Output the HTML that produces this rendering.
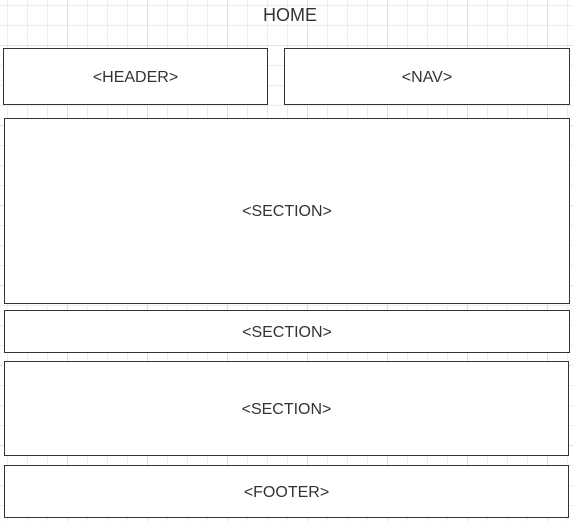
<!DOCTYPE html><html><head><style>
html,body{margin:0;padding:0}
body{width:573px;height:521px;overflow:hidden;position:relative;font-family:"Liberation Sans",sans-serif;color:#333;
background-color:#fff;
background-image:linear-gradient(90deg,#e0e0e0 1px,transparent 1px),linear-gradient(#e0e0e0 1px,transparent 1px),linear-gradient(90deg,#ededed 1px,transparent 1px),linear-gradient(#ededed 1px,transparent 1px);
background-size:80px 80px,80px 80px,20px 20px,20px 20px;
background-position:67px 45px,67px 45px,7px 5px,7px 5px;}
.b{position:absolute;box-sizing:border-box;border:1px solid #333;background:#fff;display:flex;align-items:center;justify-content:center;font-size:16px;padding-top:2px}
.t{position:absolute;left:0;width:580px;text-align:center;top:5px;font-size:18px}
</style></head><body>
<div class="t">HOME</div>
<div class="b" style="left:3px;top:48px;width:265px;height:57px">&lt;HEADER&gt;</div>
<div class="b" style="left:284px;top:48px;width:286px;height:57px">&lt;NAV&gt;</div>
<div class="b" style="left:4px;top:118px;width:566px;height:186px">&lt;SECTION&gt;</div>
<div class="b" style="left:4px;top:310px;width:566px;height:43px">&lt;SECTION&gt;</div>
<div class="b" style="left:4px;top:361px;width:565px;height:95px">&lt;SECTION&gt;</div>
<div class="b" style="left:4px;top:465px;width:565px;height:53px">&lt;FOOTER&gt;</div>
</body></html>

Exercise: Retype each line of the listing above word for word. Exclude the pictures.

Complete output:
Output the HTML that produces this rendering.
<!DOCTYPE html><html><head><style>
html,body{margin:0;padding:0}
body{width:573px;height:521px;overflow:hidden;position:relative;font-family:"Liberation Sans",sans-serif;color:#333;
background-color:#fff;
background-image:linear-gradient(90deg,#e0e0e0 1px,transparent 1px),linear-gradient(#e0e0e0 1px,transparent 1px),linear-gradient(90deg,#ededed 1px,transparent 1px),linear-gradient(#ededed 1px,transparent 1px);
background-size:80px 80px,80px 80px,20px 20px,20px 20px;
background-position:67px 45px,67px 45px,7px 5px,7px 5px;}
.b{position:absolute;box-sizing:border-box;border:1px solid #333;background:#fff;display:flex;align-items:center;justify-content:center;font-size:16px;padding-top:2px}
.t{position:absolute;left:0;width:580px;text-align:center;top:5px;font-size:18px}
</style></head><body>
<div class="t">HOME</div>
<div class="b" style="left:3px;top:48px;width:265px;height:57px">&lt;HEADER&gt;</div>
<div class="b" style="left:284px;top:48px;width:286px;height:57px">&lt;NAV&gt;</div>
<div class="b" style="left:4px;top:118px;width:566px;height:186px">&lt;SECTION&gt;</div>
<div class="b" style="left:4px;top:310px;width:566px;height:43px">&lt;SECTION&gt;</div>
<div class="b" style="left:4px;top:361px;width:565px;height:95px">&lt;SECTION&gt;</div>
<div class="b" style="left:4px;top:465px;width:565px;height:53px">&lt;FOOTER&gt;</div>
</body></html>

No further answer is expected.